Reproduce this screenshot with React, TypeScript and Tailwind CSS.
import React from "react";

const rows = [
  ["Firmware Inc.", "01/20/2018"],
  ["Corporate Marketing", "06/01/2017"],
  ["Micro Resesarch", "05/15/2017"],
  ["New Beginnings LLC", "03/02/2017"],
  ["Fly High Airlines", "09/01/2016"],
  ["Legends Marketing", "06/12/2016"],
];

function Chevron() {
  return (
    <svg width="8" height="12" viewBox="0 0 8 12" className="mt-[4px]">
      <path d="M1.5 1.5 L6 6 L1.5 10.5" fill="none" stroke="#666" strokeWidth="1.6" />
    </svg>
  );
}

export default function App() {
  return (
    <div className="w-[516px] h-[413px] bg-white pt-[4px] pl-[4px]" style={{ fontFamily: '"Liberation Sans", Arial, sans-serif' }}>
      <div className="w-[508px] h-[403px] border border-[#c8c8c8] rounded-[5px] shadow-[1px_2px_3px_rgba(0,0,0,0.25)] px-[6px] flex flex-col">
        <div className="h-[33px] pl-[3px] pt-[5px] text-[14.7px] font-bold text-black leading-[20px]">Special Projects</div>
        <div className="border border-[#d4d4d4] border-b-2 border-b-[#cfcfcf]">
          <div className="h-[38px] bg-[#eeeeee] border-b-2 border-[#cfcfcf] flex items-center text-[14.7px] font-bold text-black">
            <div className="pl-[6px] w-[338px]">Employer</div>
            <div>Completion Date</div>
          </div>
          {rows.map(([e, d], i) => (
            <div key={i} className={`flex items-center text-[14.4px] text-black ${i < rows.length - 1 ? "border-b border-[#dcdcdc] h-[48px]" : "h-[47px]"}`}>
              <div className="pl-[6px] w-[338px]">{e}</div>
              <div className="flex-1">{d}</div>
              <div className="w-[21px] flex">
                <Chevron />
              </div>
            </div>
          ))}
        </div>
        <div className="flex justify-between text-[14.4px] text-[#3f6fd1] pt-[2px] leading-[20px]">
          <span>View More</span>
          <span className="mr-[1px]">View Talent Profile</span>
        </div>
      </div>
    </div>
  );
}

────────────────────────────────────────

- [WHAT THE TASK ASKS] Check each line of the material above for "React" and say how many lines contain it, giving the number alone.

- [RESULT OF THIS TASK] 2